Your goal: Work out the number of lines with the word "components" in the material below, then reply with that number only.

== == ==

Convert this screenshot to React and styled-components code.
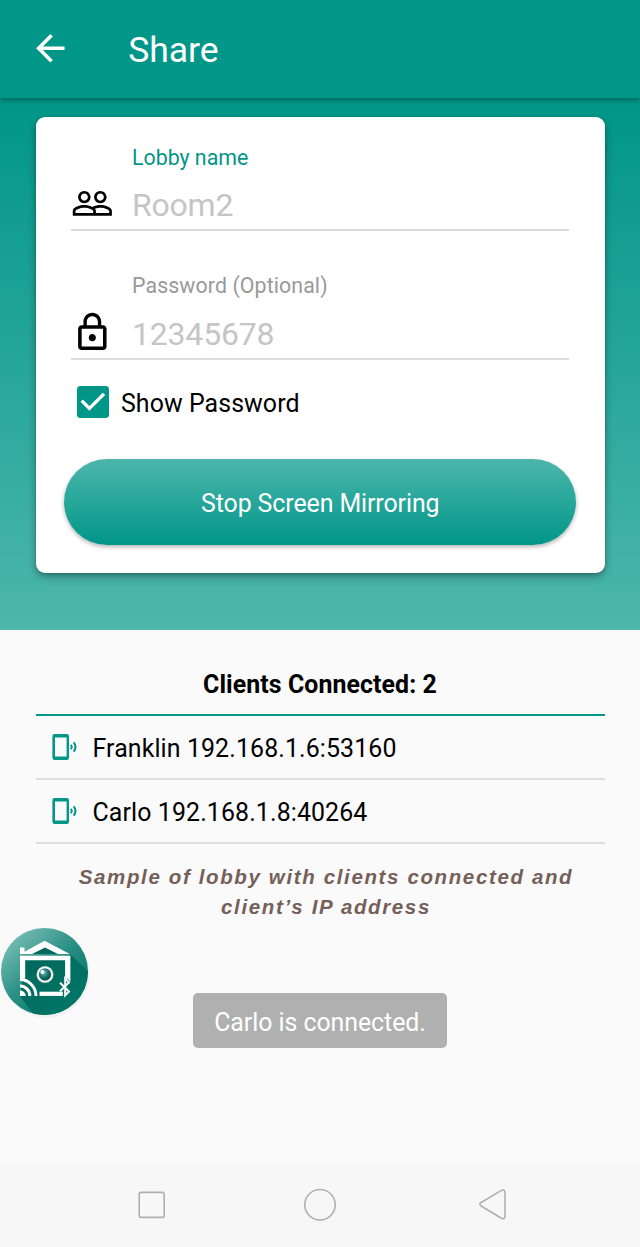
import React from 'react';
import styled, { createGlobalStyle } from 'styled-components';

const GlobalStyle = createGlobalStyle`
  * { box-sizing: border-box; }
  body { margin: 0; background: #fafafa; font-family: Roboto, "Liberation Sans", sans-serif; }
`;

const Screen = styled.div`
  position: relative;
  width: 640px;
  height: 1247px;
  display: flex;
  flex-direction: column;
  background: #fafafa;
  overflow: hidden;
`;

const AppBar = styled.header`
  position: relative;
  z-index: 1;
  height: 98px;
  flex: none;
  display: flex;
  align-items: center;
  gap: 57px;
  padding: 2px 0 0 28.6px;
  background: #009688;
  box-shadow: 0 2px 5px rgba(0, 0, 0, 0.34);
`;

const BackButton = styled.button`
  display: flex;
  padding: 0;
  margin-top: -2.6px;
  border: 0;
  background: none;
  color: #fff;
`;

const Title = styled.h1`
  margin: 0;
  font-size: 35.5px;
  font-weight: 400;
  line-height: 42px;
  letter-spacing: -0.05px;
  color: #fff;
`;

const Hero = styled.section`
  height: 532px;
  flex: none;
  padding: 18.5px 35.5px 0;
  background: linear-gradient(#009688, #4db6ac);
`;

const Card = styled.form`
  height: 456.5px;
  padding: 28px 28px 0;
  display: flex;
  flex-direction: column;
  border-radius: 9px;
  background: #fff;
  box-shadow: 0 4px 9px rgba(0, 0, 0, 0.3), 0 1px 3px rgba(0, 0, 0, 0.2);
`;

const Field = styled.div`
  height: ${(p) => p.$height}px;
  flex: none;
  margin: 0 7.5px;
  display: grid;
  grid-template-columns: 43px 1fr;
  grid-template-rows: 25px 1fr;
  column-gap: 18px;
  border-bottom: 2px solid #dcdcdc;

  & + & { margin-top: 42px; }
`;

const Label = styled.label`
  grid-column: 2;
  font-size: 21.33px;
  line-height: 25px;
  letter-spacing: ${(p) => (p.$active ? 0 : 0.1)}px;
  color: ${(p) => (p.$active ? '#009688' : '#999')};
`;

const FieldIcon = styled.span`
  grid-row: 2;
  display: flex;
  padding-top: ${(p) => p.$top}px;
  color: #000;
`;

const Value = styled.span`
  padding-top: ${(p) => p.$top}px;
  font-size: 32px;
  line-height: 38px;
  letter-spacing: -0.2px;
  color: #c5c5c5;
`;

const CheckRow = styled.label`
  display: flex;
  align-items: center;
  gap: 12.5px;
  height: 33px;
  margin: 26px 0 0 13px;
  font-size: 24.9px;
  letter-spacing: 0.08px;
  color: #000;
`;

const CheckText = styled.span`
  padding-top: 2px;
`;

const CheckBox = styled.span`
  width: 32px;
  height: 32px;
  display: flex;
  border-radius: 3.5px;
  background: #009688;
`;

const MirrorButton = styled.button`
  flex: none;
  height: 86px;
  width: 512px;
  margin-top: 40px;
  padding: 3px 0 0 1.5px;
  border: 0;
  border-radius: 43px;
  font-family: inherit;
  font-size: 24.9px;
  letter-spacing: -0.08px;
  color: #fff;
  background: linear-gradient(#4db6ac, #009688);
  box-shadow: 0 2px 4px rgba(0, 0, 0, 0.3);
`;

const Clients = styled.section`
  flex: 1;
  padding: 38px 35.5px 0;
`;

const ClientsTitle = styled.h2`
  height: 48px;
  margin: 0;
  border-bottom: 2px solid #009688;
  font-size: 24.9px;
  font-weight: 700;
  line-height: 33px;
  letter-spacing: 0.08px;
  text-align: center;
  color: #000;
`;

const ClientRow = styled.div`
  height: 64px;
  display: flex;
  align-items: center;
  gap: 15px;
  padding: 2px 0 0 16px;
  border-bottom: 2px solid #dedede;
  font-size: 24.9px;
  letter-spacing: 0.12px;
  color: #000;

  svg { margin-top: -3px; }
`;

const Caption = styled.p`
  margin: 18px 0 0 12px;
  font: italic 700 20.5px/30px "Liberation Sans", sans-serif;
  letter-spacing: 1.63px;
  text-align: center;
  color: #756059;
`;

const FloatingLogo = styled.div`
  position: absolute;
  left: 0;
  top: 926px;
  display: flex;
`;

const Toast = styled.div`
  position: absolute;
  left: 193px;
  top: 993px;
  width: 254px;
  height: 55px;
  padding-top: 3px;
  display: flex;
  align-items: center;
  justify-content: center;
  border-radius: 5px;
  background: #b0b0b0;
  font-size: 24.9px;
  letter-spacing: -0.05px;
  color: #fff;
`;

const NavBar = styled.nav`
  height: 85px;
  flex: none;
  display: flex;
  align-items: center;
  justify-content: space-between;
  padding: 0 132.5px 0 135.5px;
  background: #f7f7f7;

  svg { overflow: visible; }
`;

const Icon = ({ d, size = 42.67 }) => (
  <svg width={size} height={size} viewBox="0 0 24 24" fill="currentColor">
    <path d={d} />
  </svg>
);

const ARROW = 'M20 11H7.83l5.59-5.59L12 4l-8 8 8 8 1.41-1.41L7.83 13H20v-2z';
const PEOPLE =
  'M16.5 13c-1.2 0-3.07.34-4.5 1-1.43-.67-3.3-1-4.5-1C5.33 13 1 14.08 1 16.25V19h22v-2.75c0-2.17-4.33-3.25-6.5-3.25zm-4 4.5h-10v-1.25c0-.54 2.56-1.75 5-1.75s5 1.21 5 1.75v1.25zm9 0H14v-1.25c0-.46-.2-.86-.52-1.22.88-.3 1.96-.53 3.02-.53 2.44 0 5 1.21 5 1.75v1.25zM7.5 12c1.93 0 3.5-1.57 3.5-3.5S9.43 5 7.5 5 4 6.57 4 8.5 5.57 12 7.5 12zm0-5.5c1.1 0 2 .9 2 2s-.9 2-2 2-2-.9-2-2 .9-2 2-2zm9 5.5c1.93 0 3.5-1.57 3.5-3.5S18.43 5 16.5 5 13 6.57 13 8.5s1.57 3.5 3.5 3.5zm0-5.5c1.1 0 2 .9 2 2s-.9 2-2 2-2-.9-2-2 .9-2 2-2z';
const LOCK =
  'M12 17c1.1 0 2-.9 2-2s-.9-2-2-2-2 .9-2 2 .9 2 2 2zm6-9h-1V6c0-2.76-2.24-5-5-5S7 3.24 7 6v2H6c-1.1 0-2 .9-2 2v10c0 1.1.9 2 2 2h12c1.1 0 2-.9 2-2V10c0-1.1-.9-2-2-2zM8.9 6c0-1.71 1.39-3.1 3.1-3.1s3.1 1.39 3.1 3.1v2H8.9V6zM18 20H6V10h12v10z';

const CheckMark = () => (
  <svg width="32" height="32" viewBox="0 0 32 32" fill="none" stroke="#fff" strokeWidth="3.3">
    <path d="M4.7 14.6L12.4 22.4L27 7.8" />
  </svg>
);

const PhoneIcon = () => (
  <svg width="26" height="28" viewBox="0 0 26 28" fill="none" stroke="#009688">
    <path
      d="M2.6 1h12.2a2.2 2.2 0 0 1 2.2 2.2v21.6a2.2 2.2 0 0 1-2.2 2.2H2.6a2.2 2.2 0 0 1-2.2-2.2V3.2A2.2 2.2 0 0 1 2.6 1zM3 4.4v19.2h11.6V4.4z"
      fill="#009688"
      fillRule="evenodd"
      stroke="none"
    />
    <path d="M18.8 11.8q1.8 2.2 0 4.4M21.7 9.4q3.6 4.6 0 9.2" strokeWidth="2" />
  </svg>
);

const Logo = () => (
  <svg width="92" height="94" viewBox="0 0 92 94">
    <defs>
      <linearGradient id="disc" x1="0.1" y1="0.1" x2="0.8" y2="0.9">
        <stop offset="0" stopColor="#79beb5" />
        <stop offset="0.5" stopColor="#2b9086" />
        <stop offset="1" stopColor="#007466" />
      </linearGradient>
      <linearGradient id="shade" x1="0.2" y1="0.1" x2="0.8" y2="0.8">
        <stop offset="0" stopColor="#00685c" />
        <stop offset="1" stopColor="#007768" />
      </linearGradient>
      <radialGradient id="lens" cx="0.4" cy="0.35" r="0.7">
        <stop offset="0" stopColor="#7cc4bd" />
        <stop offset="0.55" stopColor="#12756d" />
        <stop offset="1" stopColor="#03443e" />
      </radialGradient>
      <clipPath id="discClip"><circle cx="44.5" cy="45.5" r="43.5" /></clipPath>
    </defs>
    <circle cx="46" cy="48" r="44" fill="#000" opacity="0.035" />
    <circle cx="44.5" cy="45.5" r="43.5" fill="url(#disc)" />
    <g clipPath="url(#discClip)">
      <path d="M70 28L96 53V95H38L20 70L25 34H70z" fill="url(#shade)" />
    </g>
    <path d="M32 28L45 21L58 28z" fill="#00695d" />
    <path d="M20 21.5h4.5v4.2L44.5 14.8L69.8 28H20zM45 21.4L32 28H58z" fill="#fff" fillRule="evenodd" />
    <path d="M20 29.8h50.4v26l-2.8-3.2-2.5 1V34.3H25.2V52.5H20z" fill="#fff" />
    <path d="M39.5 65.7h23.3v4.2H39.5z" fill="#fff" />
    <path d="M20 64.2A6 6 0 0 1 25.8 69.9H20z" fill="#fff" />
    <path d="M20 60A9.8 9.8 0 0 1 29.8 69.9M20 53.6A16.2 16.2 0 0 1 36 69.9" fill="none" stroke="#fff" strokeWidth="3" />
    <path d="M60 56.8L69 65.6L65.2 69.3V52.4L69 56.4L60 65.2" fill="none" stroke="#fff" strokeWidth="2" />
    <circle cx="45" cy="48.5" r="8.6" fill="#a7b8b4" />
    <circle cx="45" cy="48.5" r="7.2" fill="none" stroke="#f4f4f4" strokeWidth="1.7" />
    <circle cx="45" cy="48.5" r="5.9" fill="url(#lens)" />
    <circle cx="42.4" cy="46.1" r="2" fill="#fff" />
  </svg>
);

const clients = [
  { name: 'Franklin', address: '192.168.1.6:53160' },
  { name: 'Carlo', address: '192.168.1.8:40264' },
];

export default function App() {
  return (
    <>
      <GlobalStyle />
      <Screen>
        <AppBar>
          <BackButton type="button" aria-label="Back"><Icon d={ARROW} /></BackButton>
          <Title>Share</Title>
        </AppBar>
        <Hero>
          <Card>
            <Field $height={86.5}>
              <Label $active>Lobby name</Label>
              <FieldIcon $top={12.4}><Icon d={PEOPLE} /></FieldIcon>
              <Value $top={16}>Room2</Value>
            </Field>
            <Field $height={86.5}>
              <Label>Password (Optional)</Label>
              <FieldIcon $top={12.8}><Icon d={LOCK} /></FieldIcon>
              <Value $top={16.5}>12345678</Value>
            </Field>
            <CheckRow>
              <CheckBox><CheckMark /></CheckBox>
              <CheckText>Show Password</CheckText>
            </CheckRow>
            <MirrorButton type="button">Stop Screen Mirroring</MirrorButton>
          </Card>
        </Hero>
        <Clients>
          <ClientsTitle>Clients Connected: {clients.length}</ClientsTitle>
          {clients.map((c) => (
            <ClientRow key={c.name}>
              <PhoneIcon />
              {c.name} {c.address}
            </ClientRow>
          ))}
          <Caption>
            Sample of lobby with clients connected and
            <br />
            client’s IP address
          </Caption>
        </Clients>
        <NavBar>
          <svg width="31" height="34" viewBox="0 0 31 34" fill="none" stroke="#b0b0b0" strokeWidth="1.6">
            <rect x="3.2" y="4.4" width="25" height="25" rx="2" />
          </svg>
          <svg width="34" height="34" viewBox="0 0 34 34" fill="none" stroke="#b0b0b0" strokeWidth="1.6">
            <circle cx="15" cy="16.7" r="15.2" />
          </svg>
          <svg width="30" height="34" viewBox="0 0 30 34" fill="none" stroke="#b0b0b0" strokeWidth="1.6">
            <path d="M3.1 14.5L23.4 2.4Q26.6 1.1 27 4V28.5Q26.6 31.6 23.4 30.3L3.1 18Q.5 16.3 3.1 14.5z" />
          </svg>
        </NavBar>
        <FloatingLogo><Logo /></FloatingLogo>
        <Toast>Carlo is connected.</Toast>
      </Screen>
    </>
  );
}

== == ==

Solved exercise: 2